President Obama says he has the solution to our nation’s economic ills. It is, of course, in compromise. Compromise, that is, of President Obama’s making, has never been formally articulated, and with which nobody agrees. In other words, President Obama’s compromise looks a lot like unilateral speechifying.
But let’s take his proposal seriously nonetheless. Here’s what he thinks will fix our fiscal woes: “let’s live within our means by making serious, historic cuts in government spending … let’s ask the wealthiest Americans and biggest corporations to give up some of their breaks in the tax code and special deductions.”
Sounds great, right? You don’t own a corporate jet, so you won’t get hurt – and we’ll cut the spending we’ve been needing to cut. Only one problem: Obama hasn’t put a concrete proposal on the table. More than that, his theory itself is deeply flawed. By raising taxes during a recession, Obama’s plan actually fosters a decline in tax revenue over the long haul, meaning that our deficit grows larger rather than smaller. Only a consistent and flourishing Rolls Royce economy can generate the kind of tax dollars America needs to pay off her Boeing-sized debt. If we shrink our economy to the size of a Toyota Tercel – which is precisely what raising taxes does – we can forget about fixing the debt crisis anytime soon.
Liberal solutions to the economy are almost always this wrongheaded. They don’t take into account two basic concepts: fluidity of economic modeling, and opportunity costs. Fluidity of economic modeling means that whatever we do will have an impact on the economy, for good or ill. If we raise taxes, we aren’t just taking a larger slice of a static pie – we are taking a larger slice of a pie that shrinks because people don’t like giving up their pie.
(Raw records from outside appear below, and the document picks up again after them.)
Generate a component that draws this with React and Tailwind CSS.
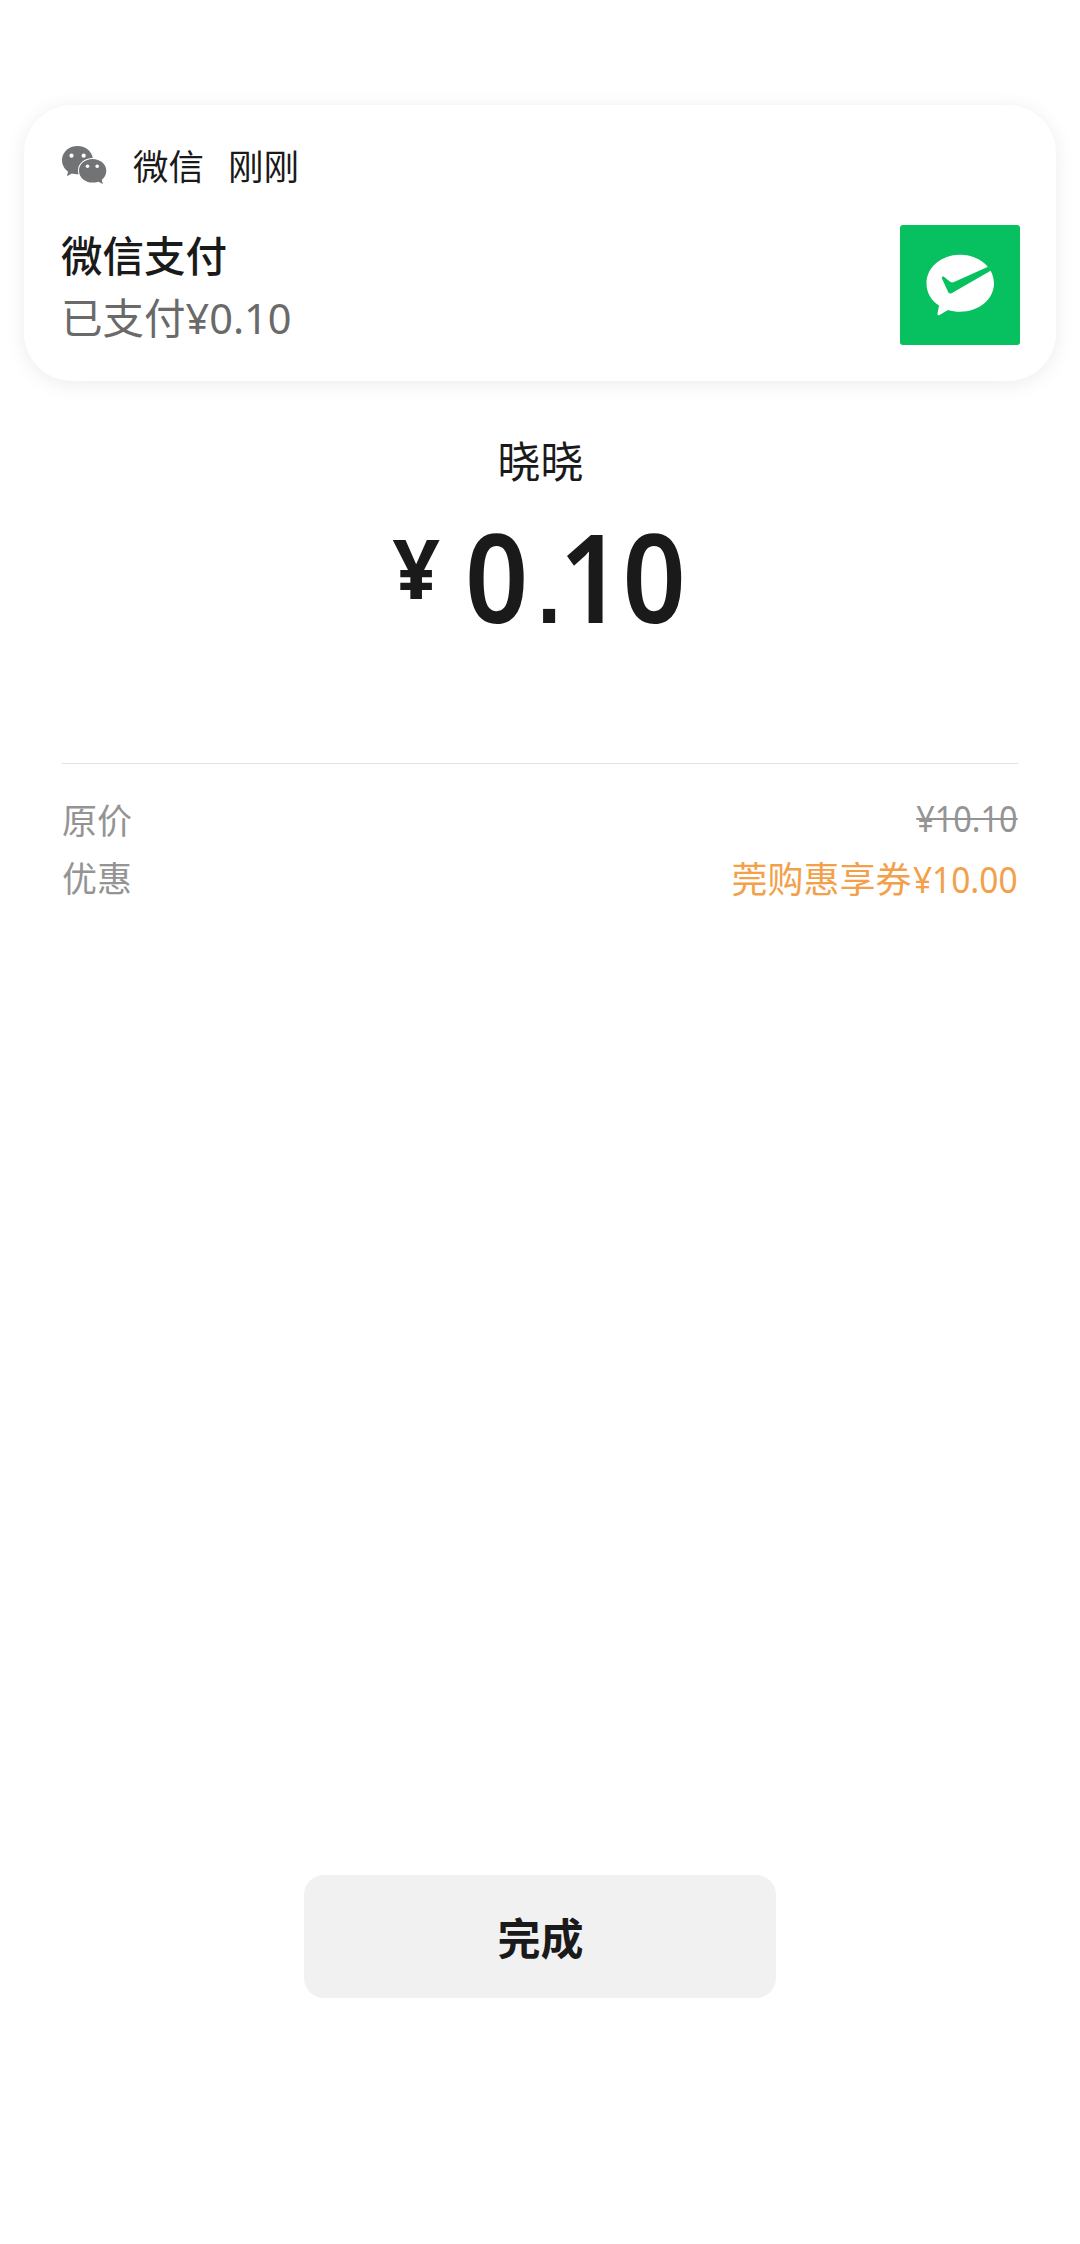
const WechatIcon = () => (
  <svg className="mt-[2px] h-[42px] w-[48px]" viewBox="60 144 48 42">
    <g fill="#717375">
      <path d="M77.5 146C86 146 93 152.200 93 160C93 168 86 174.300 77.500 174.300C75.500 174.300 73.500 174 71.800 173.500L67 176.200L68 171.600C64.300 169 62 164.800 62 160C62 152.200 69 146 77.500 146Z" />
      <path
        stroke="#fff"
        strokeWidth="2"
        paintOrder="stroke"
        d="M92.500 159C100 159 106.300 164 106.300 170.700C106.300 174.500 104.400 177.800 101.800 179.800L102.800 184L98.500 181.700C96.500 182.400 94.600 182.600 92.500 182.600C85 182.600 79 177.300 79 170.700C79 164 85 159 92.500 159Z"
      />
    </g>
    <g fill="#fff">
      <circle cx="71.500" cy="155.700" r="2.100" />
      <circle cx="83.700" cy="155.700" r="2.100" />
      <circle cx="87.500" cy="166.300" r="1.800" />
      <circle cx="97.200" cy="166.300" r="1.800" />
    </g>
  </svg>
);

const PayIcon = () => (
  <svg className="h-[120px] w-[120px] rounded-[3px] bg-[#07c160]" viewBox="0 0 120 120">
    <path
      fill="#fff"
      d="M60 29.800C79 29.800 94 42.300 94 58.300C94 74.300 79 86.800 60 86.800C55.500 86.800 51.500 86 48 85L39.500 90C38.300 90.700 37.300 90 37.500 88.700L39 80.500C31 75.500 26.500 67.500 26.500 58.300C26.500 42.300 41.500 29.800 60 29.800Z"
    />
    <path
      fill="#07c160"
      d="M42 53.500C41.300 51.600 42.800 51 44.200 52L49.800 56.500C51.300 57.700 52.600 57.700 54 57L88 41.800L91.500 45.200L52 67.900C50 69 48.900 68.500 48 66.800Z"
    />
  </svg>
);

// latin digits, slightly condensed
const Money = ({ children, className = "" }) => (
  <span className={`inline-block origin-right font-['Noto_Sans'] ${className}`}>
    {children}
  </span>
);

const Notification = () => (
  <section className="mx-6 flex h-[276px] flex-col rounded-[48px] bg-white px-9 pt-9 shadow-[0_3px_20px_rgba(0,0,0,0.08)]">
    <header className="flex h-[46px] items-center text-[35.5px] leading-[46px]">
      <WechatIcon />
      <span className="ml-[25px] mt-px">微信</span>
      <span className="ml-[24px] mt-px">刚刚</span>
    </header>
    <div className="mt-[38px] flex justify-between">
      <div className="-mt-[2px] pl-px text-[41.5px] leading-[62px]">
        <h1 className="font-medium">微信支付</h1>
        <p className="text-[#6a6a6a]">
          已支付<span className="font-['Noto_Sans']">¥0.10</span>
        </p>
      </div>
      <PayIcon />
    </div>
  </section>
);

const Payment = () => (
  <section className="mt-[50px] flex flex-col items-center">
    <h2 className="pl-px text-[43px] leading-[56px]">晓晓</h2>
    <div className="mt-[19px] flex h-[140px] items-start pl-[23px] font-['Noto_Sans'] font-semibold">
      <span className="mt-[16px] text-[83px] font-bold leading-[90px]">¥</span>
      <span className="ml-[25px] origin-left scale-x-90 text-[123px] leading-[140px]">
        0
        <span className="-mr-[2px] ml-[10px] font-['Liberation_Sans'] text-[95px] font-bold">.</span>
        10
      </span>
    </div>
  </section>
);

const Details = () => (
  <section className="mx-[62px] mt-[117px] border-t border-[#e2e2e2] pt-[26px] text-[35px] leading-[58px] text-[#949494]">
    <div className="flex h-[58px] justify-between">
      <span>原价</span>
      <Money className="scale-x-90 text-[36px] line-through decoration-2">¥10.10</Money>
    </div>
    <div className="flex h-[58px] justify-between">
      <span>优惠</span>
      <span className="text-[36px] text-[#f3a04a]">
        <span className="-mr-[6px]">莞购惠享券</span>
        <Money className="scale-x-[.93]">¥10.00</Money>
      </span>
    </div>
  </section>
);

export default function App() {
  return (
    <main className="flex h-[2244px] flex-col overflow-hidden bg-white pb-[246px] pt-[105px] font-['Noto_Sans_CJK_SC',sans-serif] text-[#1a1a1a]">
      <Notification />
      <Payment />
      <Details />
      <button className="mx-auto mt-auto h-[123px] w-[472px] rounded-[20px] bg-[#f1f1f1] pl-px text-[43px] font-bold">
        完成
      </button>
    </main>
  );
}
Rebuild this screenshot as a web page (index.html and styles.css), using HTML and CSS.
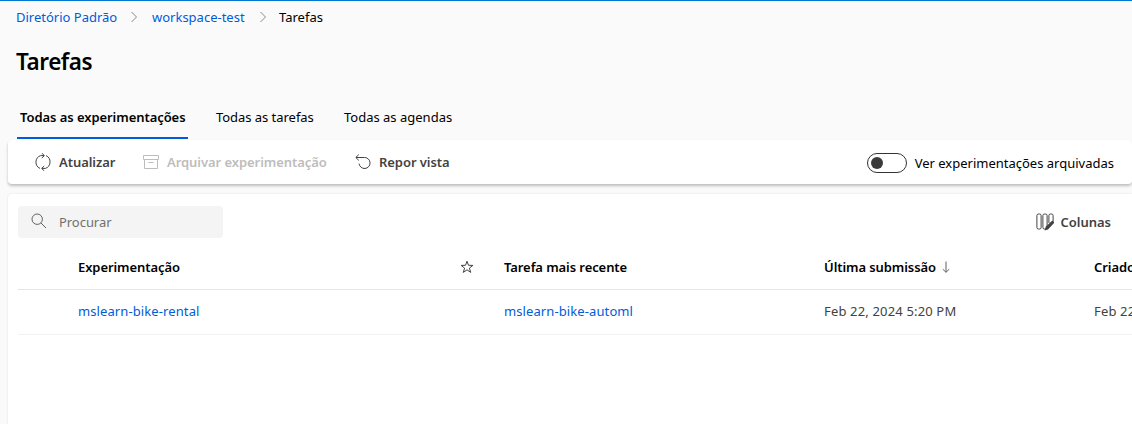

Opportunity costs are costs imposed by forcing people into making silly choices. For example, liberals want to force us to spend our cash on idiotic fluorescent light bulbs. To that end, they regulate away incandescent light bulbs by explaining that doing so will help spur the economy. What they fail to realize is that by forcing people to spend more on light bulbs – money they don’t want to spend on light bulbs – they are forcing them not to spend money on products that are more market-ready and don’t require regulation and subsidization in order to reach market. Ten green light bulbs sold via governmental intervention equals a memory upgrade for somebody’s computer not sold. A windmill forced on the American population means several transformers that we aren’t able to pay for. The consumer is best situated to decide what their lifestyle requires, not the government. Furthermore, the consumer-driven market makes products better and cheaper through competition; the government-driven market generally doesn’t.
For some odd reason, the left doesn’t think that either of these concepts apply in the real world. So they call for raising taxes; so they call for redirecting money from one industry (e.g. the computer industry) to another (e.g. the health care industry or the car industry).
Let’s take liberal economics to its logical extreme and come up with an all-encompassing solution for the market. Here we go:
The real estate market is in turmoil. There is simply too much housing, and too little demand. Meanwhile, the unemployment rates are too high. Let’s solve both problems in one fell swoop: let’s spend tax dollars to hire thousands of people to tear down apartment buildings and condos and houses. Sure, that means we’re destroying perfectly good housing. And it also means that banks will lose tons of cash, since those houses are value to them. So let’s tax people more to pay off the banks.
Now we’ve jacked up the price of real estate, raised the ability of banks to lend by shoring up their accounts, and created jobs. The only cost: tremendously high taxes.
Where’s the problem?
The problems are obvious if we keep in mind the two basic principles we’ve established. First, the economy is fluid. If we tax people to pay for the destruction of real estate and to pay off the banks, people will not work as hard because they know they will make less money anyway. If banks know that real estate is being deliberately destroyed to heighten prices, they will make it more difficult to get loans, knowing that the price of real estate will eventually fall again once supply increases to meet demand.
Second, opportunity cost is high. The tax dollars spent for tearing down and bailing out could be spent by consumers buying houses that already exist, boosting the real estate economy directly; or they could be saved and put in banks, which would boost lending directly; or they could be spent elsewhere, in a market that isn’t already saturated.
Now, if this liberal strategy seems inane, don’t scoff – it’s precisely what FDR did during the Great Depression with make-work projects and agricultural programs designed to pay farmers to burn grain even as American starved in the streets. Now we’re repeating the process. Does that sound like compromise, or idiocy?